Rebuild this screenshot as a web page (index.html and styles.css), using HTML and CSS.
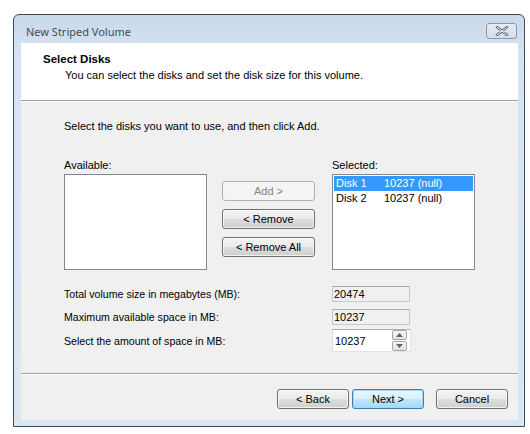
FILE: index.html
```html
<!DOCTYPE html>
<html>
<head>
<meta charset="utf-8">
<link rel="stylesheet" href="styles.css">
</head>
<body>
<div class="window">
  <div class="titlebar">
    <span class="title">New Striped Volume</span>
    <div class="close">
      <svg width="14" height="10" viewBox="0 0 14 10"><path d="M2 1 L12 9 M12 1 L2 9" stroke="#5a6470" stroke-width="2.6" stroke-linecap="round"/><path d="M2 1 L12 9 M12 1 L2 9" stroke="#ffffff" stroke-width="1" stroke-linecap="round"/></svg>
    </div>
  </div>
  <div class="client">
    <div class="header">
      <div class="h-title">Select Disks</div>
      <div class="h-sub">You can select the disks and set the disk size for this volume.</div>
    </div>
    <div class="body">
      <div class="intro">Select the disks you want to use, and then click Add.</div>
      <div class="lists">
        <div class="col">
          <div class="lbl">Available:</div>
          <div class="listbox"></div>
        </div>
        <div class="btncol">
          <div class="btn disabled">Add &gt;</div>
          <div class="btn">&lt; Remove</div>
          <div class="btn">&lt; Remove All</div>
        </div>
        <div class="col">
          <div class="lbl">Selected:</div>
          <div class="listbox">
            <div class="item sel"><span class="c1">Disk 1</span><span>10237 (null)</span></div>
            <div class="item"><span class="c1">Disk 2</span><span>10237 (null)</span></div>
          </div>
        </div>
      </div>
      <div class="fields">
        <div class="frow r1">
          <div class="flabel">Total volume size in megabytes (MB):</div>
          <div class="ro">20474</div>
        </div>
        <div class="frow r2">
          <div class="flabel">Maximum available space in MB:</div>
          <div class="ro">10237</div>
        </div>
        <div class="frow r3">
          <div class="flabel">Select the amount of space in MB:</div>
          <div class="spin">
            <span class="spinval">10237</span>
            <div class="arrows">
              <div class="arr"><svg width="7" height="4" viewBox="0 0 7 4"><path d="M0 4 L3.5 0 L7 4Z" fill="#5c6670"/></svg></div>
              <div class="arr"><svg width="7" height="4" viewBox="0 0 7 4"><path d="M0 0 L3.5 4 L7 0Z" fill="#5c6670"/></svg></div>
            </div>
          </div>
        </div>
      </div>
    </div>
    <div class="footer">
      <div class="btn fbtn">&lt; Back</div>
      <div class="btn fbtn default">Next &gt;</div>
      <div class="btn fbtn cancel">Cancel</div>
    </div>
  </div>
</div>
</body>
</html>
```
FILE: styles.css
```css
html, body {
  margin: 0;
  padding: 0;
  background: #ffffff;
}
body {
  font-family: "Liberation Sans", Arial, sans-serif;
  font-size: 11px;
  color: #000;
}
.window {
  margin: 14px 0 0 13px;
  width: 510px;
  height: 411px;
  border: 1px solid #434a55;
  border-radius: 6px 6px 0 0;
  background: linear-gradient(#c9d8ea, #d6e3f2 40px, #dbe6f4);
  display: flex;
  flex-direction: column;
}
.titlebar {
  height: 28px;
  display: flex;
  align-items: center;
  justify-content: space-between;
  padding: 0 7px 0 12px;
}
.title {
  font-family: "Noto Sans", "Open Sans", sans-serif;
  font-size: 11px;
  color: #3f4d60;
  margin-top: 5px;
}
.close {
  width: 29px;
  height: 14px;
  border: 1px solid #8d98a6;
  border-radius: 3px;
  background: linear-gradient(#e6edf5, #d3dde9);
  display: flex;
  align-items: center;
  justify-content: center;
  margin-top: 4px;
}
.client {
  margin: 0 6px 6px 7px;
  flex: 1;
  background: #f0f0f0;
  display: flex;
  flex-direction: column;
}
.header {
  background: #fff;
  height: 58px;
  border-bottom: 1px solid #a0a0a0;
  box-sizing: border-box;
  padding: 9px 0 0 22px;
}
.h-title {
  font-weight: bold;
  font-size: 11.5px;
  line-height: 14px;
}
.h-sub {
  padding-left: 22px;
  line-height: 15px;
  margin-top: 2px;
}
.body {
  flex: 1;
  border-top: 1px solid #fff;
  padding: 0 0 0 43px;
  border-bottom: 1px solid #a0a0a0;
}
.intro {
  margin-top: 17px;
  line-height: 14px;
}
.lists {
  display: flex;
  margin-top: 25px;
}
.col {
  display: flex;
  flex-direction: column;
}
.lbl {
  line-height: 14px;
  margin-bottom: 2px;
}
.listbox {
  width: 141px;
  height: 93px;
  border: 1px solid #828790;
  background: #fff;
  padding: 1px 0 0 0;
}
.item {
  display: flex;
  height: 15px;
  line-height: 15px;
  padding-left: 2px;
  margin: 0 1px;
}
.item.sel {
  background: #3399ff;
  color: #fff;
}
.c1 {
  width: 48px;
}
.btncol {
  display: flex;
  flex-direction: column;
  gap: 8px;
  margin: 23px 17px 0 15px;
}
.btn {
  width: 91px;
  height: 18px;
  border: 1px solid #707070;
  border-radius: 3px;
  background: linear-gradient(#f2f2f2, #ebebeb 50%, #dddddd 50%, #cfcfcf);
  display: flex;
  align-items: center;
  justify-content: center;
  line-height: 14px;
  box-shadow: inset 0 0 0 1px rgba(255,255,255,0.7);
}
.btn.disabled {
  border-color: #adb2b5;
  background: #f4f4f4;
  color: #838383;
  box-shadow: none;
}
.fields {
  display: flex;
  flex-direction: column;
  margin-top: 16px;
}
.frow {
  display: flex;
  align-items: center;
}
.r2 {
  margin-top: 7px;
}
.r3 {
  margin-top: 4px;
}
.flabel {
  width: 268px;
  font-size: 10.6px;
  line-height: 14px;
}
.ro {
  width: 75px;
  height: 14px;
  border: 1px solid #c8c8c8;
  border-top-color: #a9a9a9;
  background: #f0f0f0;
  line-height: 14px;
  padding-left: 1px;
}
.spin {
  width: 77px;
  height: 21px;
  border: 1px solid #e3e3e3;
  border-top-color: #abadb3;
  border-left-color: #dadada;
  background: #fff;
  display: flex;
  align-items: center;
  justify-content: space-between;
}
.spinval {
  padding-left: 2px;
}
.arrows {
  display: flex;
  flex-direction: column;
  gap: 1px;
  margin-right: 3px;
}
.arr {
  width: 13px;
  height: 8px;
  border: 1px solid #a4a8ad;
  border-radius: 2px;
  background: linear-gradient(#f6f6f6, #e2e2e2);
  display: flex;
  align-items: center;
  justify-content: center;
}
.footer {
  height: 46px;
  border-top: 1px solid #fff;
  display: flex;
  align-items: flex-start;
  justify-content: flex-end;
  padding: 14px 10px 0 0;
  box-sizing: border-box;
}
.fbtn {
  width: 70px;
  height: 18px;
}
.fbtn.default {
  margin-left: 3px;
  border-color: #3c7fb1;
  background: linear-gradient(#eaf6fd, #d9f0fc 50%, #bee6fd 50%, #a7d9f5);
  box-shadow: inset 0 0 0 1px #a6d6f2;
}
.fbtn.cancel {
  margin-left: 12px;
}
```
•••••
SET EXERCISE: All the lines above are to be given again exactly as they read, with the pictures removed.

OUTPUT OF THE TASK:
Rebuild this screenshot as a web page (index.html and styles.css), using HTML and CSS.
FILE: index.html
```html
<!DOCTYPE html>
<html>
<head>
<meta charset="utf-8">
<link rel="stylesheet" href="styles.css">
</head>
<body>
<div class="window">
  <div class="titlebar">
    <span class="title">New Striped Volume</span>
    <div class="close">
      <svg width="14" height="10" viewBox="0 0 14 10"><path d="M2 1 L12 9 M12 1 L2 9" stroke="#5a6470" stroke-width="2.6" stroke-linecap="round"/><path d="M2 1 L12 9 M12 1 L2 9" stroke="#ffffff" stroke-width="1" stroke-linecap="round"/></svg>
    </div>
  </div>
  <div class="client">
    <div class="header">
      <div class="h-title">Select Disks</div>
      <div class="h-sub">You can select the disks and set the disk size for this volume.</div>
    </div>
    <div class="body">
      <div class="intro">Select the disks you want to use, and then click Add.</div>
      <div class="lists">
        <div class="col">
          <div class="lbl">Available:</div>
          <div class="listbox"></div>
        </div>
        <div class="btncol">
          <div class="btn disabled">Add &gt;</div>
          <div class="btn">&lt; Remove</div>
          <div class="btn">&lt; Remove All</div>
        </div>
        <div class="col">
          <div class="lbl">Selected:</div>
          <div class="listbox">
            <div class="item sel"><span class="c1">Disk 1</span><span>10237 (null)</span></div>
            <div class="item"><span class="c1">Disk 2</span><span>10237 (null)</span></div>
          </div>
        </div>
      </div>
      <div class="fields">
        <div class="frow r1">
          <div class="flabel">Total volume size in megabytes (MB):</div>
          <div class="ro">20474</div>
        </div>
        <div class="frow r2">
          <div class="flabel">Maximum available space in MB:</div>
          <div class="ro">10237</div>
        </div>
        <div class="frow r3">
          <div class="flabel">Select the amount of space in MB:</div>
          <div class="spin">
            <span class="spinval">10237</span>
            <div class="arrows">
              <div class="arr"><svg width="7" height="4" viewBox="0 0 7 4"><path d="M0 4 L3.5 0 L7 4Z" fill="#5c6670"/></svg></div>
              <div class="arr"><svg width="7" height="4" viewBox="0 0 7 4"><path d="M0 0 L3.5 4 L7 0Z" fill="#5c6670"/></svg></div>
            </div>
          </div>
        </div>
      </div>
    </div>
    <div class="footer">
      <div class="btn fbtn">&lt; Back</div>
      <div class="btn fbtn default">Next &gt;</div>
      <div class="btn fbtn cancel">Cancel</div>
    </div>
  </div>
</div>
</body>
</html>
```
FILE: styles.css
```css
html, body {
  margin: 0;
  padding: 0;
  background: #ffffff;
}
body {
  font-family: "Liberation Sans", Arial, sans-serif;
  font-size: 11px;
  color: #000;
}
.window {
  margin: 14px 0 0 13px;
  width: 510px;
  height: 411px;
  border: 1px solid #434a55;
  border-radius: 6px 6px 0 0;
  background: linear-gradient(#c9d8ea, #d6e3f2 40px, #dbe6f4);
  display: flex;
  flex-direction: column;
}
.titlebar {
  height: 28px;
  display: flex;
  align-items: center;
  justify-content: space-between;
  padding: 0 7px 0 12px;
}
.title {
  font-family: "Noto Sans", "Open Sans", sans-serif;
  font-size: 11px;
  color: #3f4d60;
  margin-top: 5px;
}
.close {
  width: 29px;
  height: 14px;
  border: 1px solid #8d98a6;
  border-radius: 3px;
  background: linear-gradient(#e6edf5, #d3dde9);
  display: flex;
  align-items: center;
  justify-content: center;
  margin-top: 4px;
}
.client {
  margin: 0 6px 6px 7px;
  flex: 1;
  background: #f0f0f0;
  display: flex;
  flex-direction: column;
}
.header {
  background: #fff;
  height: 58px;
  border-bottom: 1px solid #a0a0a0;
  box-sizing: border-box;
  padding: 9px 0 0 22px;
}
.h-title {
  font-weight: bold;
  font-size: 11.5px;
  line-height: 14px;
}
.h-sub {
  padding-left: 22px;
  line-height: 15px;
  margin-top: 2px;
}
.body {
  flex: 1;
  border-top: 1px solid #fff;
  padding: 0 0 0 43px;
  border-bottom: 1px solid #a0a0a0;
}
.intro {
  margin-top: 17px;
  line-height: 14px;
}
.lists {
  display: flex;
  margin-top: 25px;
}
.col {
  display: flex;
  flex-direction: column;
}
.lbl {
  line-height: 14px;
  margin-bottom: 2px;
}
.listbox {
  width: 141px;
  height: 93px;
  border: 1px solid #828790;
  background: #fff;
  padding: 1px 0 0 0;
}
.item {
  display: flex;
  height: 15px;
  line-height: 15px;
  padding-left: 2px;
  margin: 0 1px;
}
.item.sel {
  background: #3399ff;
  color: #fff;
}
.c1 {
  width: 48px;
}
.btncol {
  display: flex;
  flex-direction: column;
  gap: 8px;
  margin: 23px 17px 0 15px;
}
.btn {
  width: 91px;
  height: 18px;
  border: 1px solid #707070;
  border-radius: 3px;
  background: linear-gradient(#f2f2f2, #ebebeb 50%, #dddddd 50%, #cfcfcf);
  display: flex;
  align-items: center;
  justify-content: center;
  line-height: 14px;
  box-shadow: inset 0 0 0 1px rgba(255,255,255,0.7);
}
.btn.disabled {
  border-color: #adb2b5;
  background: #f4f4f4;
  color: #838383;
  box-shadow: none;
}
.fields {
  display: flex;
  flex-direction: column;
  margin-top: 16px;
}
.frow {
  display: flex;
  align-items: center;
}
.r2 {
  margin-top: 7px;
}
.r3 {
  margin-top: 4px;
}
.flabel {
  width: 268px;
  font-size: 10.6px;
  line-height: 14px;
}
.ro {
  width: 75px;
  height: 14px;
  border: 1px solid #c8c8c8;
  border-top-color: #a9a9a9;
  background: #f0f0f0;
  line-height: 14px;
  padding-left: 1px;
}
.spin {
  width: 77px;
  height: 21px;
  border: 1px solid #e3e3e3;
  border-top-color: #abadb3;
  border-left-color: #dadada;
  background: #fff;
  display: flex;
  align-items: center;
  justify-content: space-between;
}
.spinval {
  padding-left: 2px;
}
.arrows {
  display: flex;
  flex-direction: column;
  gap: 1px;
  margin-right: 3px;
}
.arr {
  width: 13px;
  height: 8px;
  border: 1px solid #a4a8ad;
  border-radius: 2px;
  background: linear-gradient(#f6f6f6, #e2e2e2);
  display: flex;
  align-items: center;
  justify-content: center;
}
.footer {
  height: 46px;
  border-top: 1px solid #fff;
  display: flex;
  align-items: flex-start;
  justify-content: flex-end;
  padding: 14px 10px 0 0;
  box-sizing: border-box;
}
.fbtn {
  width: 70px;
  height: 18px;
}
.fbtn.default {
  margin-left: 3px;
  border-color: #3c7fb1;
  background: linear-gradient(#eaf6fd, #d9f0fc 50%, #bee6fd 50%, #a7d9f5);
  box-shadow: inset 0 0 0 1px #a6d6f2;
}
.fbtn.cancel {
  margin-left: 12px;
}
```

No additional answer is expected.